Moreover, like trampolines, the up and down motion can strengthen your core while doing otherwise unrelated workouts, particularly helping to improve your back muscles. This results in better posture, improved spinal alignment, enhanced lymphatic function, and in some cases can be used to assist in physical rehabilitation from an injury.
Running Resistance Parachutes
Running Parachutes are equipment favored by sprinters generally, but can be an excellent approach to working out for anybody. They’re especially good for training which involves a number of repetitions.
The modern running resistance parachute is usually made from cloth or nylon and attaches to the runner by a harness. As you pick up speed, the parachute fills with air behind you, dragging you back and forcing you to work harder to get further. The faster you run, the more drag the parachute creates.

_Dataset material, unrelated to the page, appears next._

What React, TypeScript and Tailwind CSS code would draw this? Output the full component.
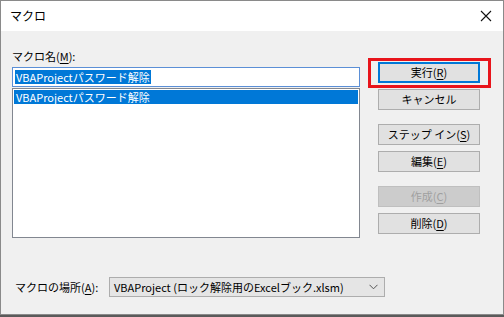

A good exercise to do with this type of equipment is to try 20-meter sprints. Start by standing still, then sprint forward 20 meters, allowing the parachute to fill up. Instead of stopping, merely slow down to a casual jog for 20 meters after that, then try sprinting the following 20 meters. Keep repeating this until you feel your legs start to fatigue.
If you feel up to it, try moving right from the 20 meter sprints to 100 meter sprints with 100 meter jobs in between them. Finally, finish up with a 400 meter run around the track, keeping a comfortably fast pace throughout.
Exercises like the one above, when combined with the running parachute, go from simply building up stamina to also increasing lean muscle mass and speed.
These are among the simplest and most versatile exercise options around. Frequently used by football players to build stamina and sculpt muscles, weighted sleds are very easy to use and get the most out of.
A weighted sled is generally just a metal slab on two runners which have been curved at the end to make handles. In the center is a metal rod for adding weights.
The weighted sled, once you’ve weighted it to your current levels of ability, can be pushed or pulled, attached to a harness, or used for weight training easily. For example, the simplest exercise is to add weights, bend low to the ground to grab the handles, then push over turf or grass for 25-50 meters. Repeat for 10 total reps of that in the set.
Weighted sleds can also be used to replicate the kind of strength training that you get from a weight machine as well. Just take a harness that you would use to attach the sled to yourself during running and instead push against it with your arms in quick bursts, moving forward after each rep for a set of 10.
You can even add difficulty by changing the ground that you use the sled on. Running attached to the sled might be easy on the grass, but try taking it to a paved track and see how much harder it is.
Find the Solution That’s Best for You
These are only some of the many exercise methods available to you. Instead of just jumping on the treadmill again, do some research and see if there’s a tool out there which will help you reach your goals faster or break a plateau. There’s no reason not to try a new piece of exercise equipment if it might help you reach and maintain the health you want.